-- begin Stored records --
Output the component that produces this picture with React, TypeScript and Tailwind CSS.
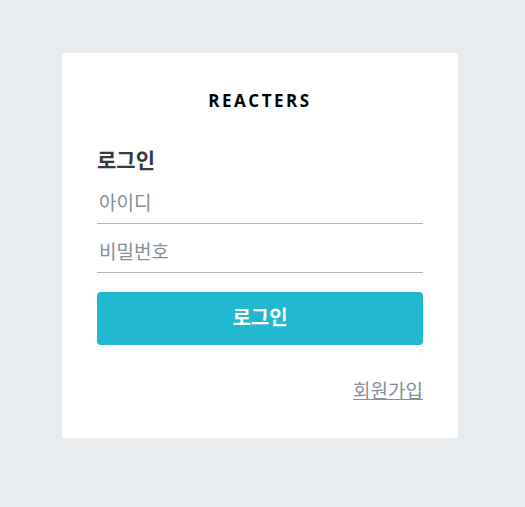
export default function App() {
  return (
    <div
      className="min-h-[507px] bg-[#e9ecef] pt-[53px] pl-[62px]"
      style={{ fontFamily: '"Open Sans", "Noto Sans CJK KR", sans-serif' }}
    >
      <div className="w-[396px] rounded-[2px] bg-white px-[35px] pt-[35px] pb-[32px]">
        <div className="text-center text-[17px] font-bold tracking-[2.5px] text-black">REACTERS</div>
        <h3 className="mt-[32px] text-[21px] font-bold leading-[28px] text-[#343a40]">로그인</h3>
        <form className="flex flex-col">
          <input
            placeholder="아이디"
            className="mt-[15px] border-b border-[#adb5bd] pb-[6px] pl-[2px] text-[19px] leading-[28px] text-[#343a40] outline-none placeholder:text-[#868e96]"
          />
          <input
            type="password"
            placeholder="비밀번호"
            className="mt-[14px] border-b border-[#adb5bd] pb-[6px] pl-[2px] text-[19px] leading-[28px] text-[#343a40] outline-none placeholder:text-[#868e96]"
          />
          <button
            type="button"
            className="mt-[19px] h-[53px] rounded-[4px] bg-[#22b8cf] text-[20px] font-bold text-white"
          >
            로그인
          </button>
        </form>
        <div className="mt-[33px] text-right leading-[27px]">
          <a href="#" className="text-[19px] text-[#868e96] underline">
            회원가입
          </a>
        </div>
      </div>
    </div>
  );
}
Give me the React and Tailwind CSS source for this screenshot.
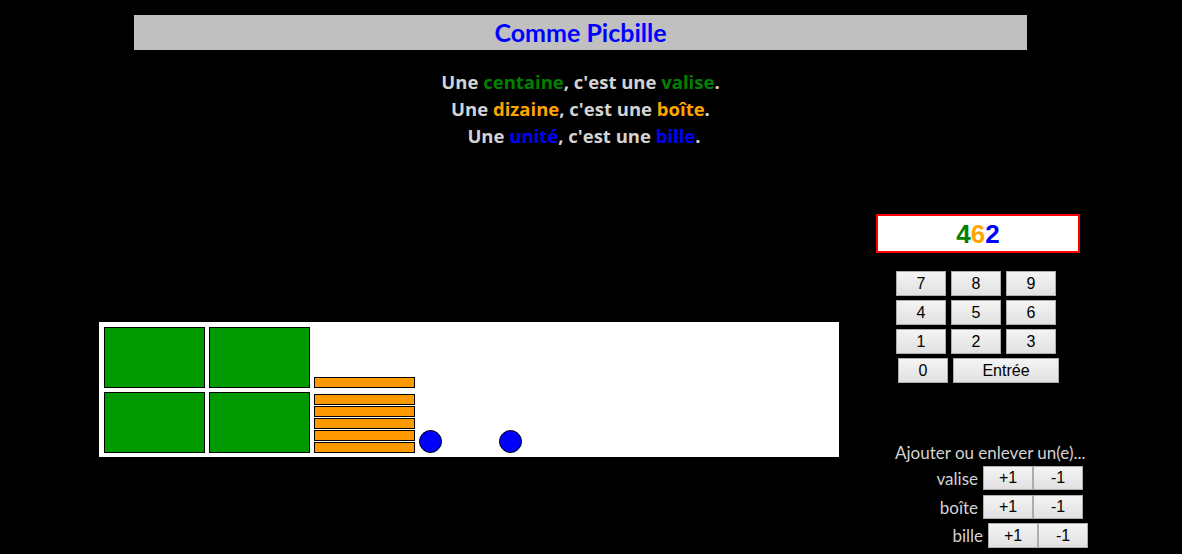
-- end Stored records --
_Exercise directions_:
List every line above that holds the word "Tailwind".

_Response below_:
Output the component that produces this picture with React, TypeScript and Tailwind CSS.
Give me the React and Tailwind CSS source for this screenshot.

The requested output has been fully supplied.